-- BEGIN --
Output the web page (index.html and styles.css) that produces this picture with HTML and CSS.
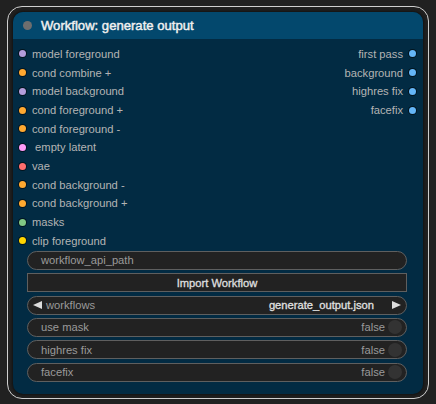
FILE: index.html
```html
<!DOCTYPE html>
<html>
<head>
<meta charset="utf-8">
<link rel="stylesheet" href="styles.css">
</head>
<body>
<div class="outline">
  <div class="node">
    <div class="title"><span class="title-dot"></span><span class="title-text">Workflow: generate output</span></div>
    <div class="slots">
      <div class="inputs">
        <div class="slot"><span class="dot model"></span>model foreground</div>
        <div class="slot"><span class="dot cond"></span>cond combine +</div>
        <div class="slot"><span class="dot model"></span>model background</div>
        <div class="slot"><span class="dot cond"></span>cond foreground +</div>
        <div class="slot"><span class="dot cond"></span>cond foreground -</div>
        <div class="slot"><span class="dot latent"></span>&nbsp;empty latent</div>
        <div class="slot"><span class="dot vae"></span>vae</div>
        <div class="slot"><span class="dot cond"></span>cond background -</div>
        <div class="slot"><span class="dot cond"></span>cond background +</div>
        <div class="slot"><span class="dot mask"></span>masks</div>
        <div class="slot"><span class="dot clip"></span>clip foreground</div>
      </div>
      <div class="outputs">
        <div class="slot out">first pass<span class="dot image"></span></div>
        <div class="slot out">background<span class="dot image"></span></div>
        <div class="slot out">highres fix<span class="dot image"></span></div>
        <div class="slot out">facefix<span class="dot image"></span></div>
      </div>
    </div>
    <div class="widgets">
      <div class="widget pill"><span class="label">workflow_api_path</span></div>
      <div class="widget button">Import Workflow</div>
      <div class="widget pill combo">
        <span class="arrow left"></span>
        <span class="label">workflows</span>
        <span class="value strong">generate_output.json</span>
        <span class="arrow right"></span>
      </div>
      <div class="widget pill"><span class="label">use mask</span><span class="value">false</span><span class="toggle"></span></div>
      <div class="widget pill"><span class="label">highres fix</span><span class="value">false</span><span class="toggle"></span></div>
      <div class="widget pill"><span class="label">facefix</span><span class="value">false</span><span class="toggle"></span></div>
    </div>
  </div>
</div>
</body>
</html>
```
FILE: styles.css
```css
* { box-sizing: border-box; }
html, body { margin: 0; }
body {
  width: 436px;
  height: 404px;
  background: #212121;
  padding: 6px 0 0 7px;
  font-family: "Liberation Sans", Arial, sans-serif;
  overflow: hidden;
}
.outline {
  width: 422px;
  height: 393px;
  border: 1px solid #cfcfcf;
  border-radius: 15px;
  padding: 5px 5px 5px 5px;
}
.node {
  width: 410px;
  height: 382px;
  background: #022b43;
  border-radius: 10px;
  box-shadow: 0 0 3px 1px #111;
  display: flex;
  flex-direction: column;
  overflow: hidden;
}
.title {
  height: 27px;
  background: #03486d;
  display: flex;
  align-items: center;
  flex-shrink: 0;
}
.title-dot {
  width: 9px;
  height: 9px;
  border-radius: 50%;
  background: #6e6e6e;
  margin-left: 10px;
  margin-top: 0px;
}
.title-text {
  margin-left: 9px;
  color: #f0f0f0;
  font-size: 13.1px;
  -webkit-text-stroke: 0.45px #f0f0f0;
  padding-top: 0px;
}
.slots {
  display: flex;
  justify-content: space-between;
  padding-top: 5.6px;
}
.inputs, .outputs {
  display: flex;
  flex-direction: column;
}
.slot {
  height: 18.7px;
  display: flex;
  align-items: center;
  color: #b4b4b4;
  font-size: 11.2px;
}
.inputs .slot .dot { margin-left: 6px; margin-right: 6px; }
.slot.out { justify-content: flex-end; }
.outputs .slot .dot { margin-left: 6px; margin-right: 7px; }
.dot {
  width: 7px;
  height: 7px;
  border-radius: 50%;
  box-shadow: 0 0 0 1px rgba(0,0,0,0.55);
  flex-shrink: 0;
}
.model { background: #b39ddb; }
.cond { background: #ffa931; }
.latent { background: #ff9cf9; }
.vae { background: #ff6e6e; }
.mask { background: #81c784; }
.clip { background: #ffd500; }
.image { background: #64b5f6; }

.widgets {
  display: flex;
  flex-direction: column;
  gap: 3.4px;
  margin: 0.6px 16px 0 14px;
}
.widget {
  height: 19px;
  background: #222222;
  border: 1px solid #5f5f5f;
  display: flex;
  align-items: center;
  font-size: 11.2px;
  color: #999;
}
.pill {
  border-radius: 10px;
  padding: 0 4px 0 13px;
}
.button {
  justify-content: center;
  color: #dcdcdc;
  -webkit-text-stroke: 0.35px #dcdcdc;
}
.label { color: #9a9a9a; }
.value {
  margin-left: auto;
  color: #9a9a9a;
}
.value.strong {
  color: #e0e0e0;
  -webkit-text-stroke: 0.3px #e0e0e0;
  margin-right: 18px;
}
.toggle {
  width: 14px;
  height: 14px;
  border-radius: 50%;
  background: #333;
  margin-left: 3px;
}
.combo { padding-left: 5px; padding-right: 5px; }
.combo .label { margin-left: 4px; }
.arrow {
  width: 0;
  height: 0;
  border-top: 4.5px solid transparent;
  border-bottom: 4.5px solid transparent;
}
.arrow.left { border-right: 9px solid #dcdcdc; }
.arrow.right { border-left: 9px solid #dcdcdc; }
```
-- END --
* _Challenge_
Give every line above again exactly, with no pictures.

* _Result of this task_
Output the web page (index.html and styles.css) that produces this picture with HTML and CSS.
FILE: index.html
```html
<!DOCTYPE html>
<html>
<head>
<meta charset="utf-8">
<link rel="stylesheet" href="styles.css">
</head>
<body>
<div class="outline">
  <div class="node">
    <div class="title"><span class="title-dot"></span><span class="title-text">Workflow: generate output</span></div>
    <div class="slots">
      <div class="inputs">
        <div class="slot"><span class="dot model"></span>model foreground</div>
        <div class="slot"><span class="dot cond"></span>cond combine +</div>
        <div class="slot"><span class="dot model"></span>model background</div>
        <div class="slot"><span class="dot cond"></span>cond foreground +</div>
        <div class="slot"><span class="dot cond"></span>cond foreground -</div>
        <div class="slot"><span class="dot latent"></span>&nbsp;empty latent</div>
        <div class="slot"><span class="dot vae"></span>vae</div>
        <div class="slot"><span class="dot cond"></span>cond background -</div>
        <div class="slot"><span class="dot cond"></span>cond background +</div>
        <div class="slot"><span class="dot mask"></span>masks</div>
        <div class="slot"><span class="dot clip"></span>clip foreground</div>
      </div>
      <div class="outputs">
        <div class="slot out">first pass<span class="dot image"></span></div>
        <div class="slot out">background<span class="dot image"></span></div>
        <div class="slot out">highres fix<span class="dot image"></span></div>
        <div class="slot out">facefix<span class="dot image"></span></div>
      </div>
    </div>
    <div class="widgets">
      <div class="widget pill"><span class="label">workflow_api_path</span></div>
      <div class="widget button">Import Workflow</div>
      <div class="widget pill combo">
        <span class="arrow left"></span>
        <span class="label">workflows</span>
        <span class="value strong">generate_output.json</span>
        <span class="arrow right"></span>
      </div>
      <div class="widget pill"><span class="label">use mask</span><span class="value">false</span><span class="toggle"></span></div>
      <div class="widget pill"><span class="label">highres fix</span><span class="value">false</span><span class="toggle"></span></div>
      <div class="widget pill"><span class="label">facefix</span><span class="value">false</span><span class="toggle"></span></div>
    </div>
  </div>
</div>
</body>
</html>
```
FILE: styles.css
```css
* { box-sizing: border-box; }
html, body { margin: 0; }
body {
  width: 436px;
  height: 404px;
  background: #212121;
  padding: 6px 0 0 7px;
  font-family: "Liberation Sans", Arial, sans-serif;
  overflow: hidden;
}
.outline {
  width: 422px;
  height: 393px;
  border: 1px solid #cfcfcf;
  border-radius: 15px;
  padding: 5px 5px 5px 5px;
}
.node {
  width: 410px;
  height: 382px;
  background: #022b43;
  border-radius: 10px;
  box-shadow: 0 0 3px 1px #111;
  display: flex;
  flex-direction: column;
  overflow: hidden;
}
.title {
  height: 27px;
  background: #03486d;
  display: flex;
  align-items: center;
  flex-shrink: 0;
}
.title-dot {
  width: 9px;
  height: 9px;
  border-radius: 50%;
  background: #6e6e6e;
  margin-left: 10px;
  margin-top: 0px;
}
.title-text {
  margin-left: 9px;
  color: #f0f0f0;
  font-size: 13.1px;
  -webkit-text-stroke: 0.45px #f0f0f0;
  padding-top: 0px;
}
.slots {
  display: flex;
  justify-content: space-between;
  padding-top: 5.6px;
}
.inputs, .outputs {
  display: flex;
  flex-direction: column;
}
.slot {
  height: 18.7px;
  display: flex;
  align-items: center;
  color: #b4b4b4;
  font-size: 11.2px;
}
.inputs .slot .dot { margin-left: 6px; margin-right: 6px; }
.slot.out { justify-content: flex-end; }
.outputs .slot .dot { margin-left: 6px; margin-right: 7px; }
.dot {
  width: 7px;
  height: 7px;
  border-radius: 50%;
  box-shadow: 0 0 0 1px rgba(0,0,0,0.55);
  flex-shrink: 0;
}
.model { background: #b39ddb; }
.cond { background: #ffa931; }
.latent { background: #ff9cf9; }
.vae { background: #ff6e6e; }
.mask { background: #81c784; }
.clip { background: #ffd500; }
.image { background: #64b5f6; }

.widgets {
  display: flex;
  flex-direction: column;
  gap: 3.4px;
  margin: 0.6px 16px 0 14px;
}
.widget {
  height: 19px;
  background: #222222;
  border: 1px solid #5f5f5f;
  display: flex;
  align-items: center;
  font-size: 11.2px;
  color: #999;
}
.pill {
  border-radius: 10px;
  padding: 0 4px 0 13px;
}
.button {
  justify-content: center;
  color: #dcdcdc;
  -webkit-text-stroke: 0.35px #dcdcdc;
}
.label { color: #9a9a9a; }
.value {
  margin-left: auto;
  color: #9a9a9a;
}
.value.strong {
  color: #e0e0e0;
  -webkit-text-stroke: 0.3px #e0e0e0;
  margin-right: 18px;
}
.toggle {
  width: 14px;
  height: 14px;
  border-radius: 50%;
  background: #333;
  margin-left: 3px;
}
.combo { padding-left: 5px; padding-right: 5px; }
.combo .label { margin-left: 4px; }
.arrow {
  width: 0;
  height: 0;
  border-top: 4.5px solid transparent;
  border-bottom: 4.5px solid transparent;
}
.arrow.left { border-right: 9px solid #dcdcdc; }
.arrow.right { border-left: 9px solid #dcdcdc; }
```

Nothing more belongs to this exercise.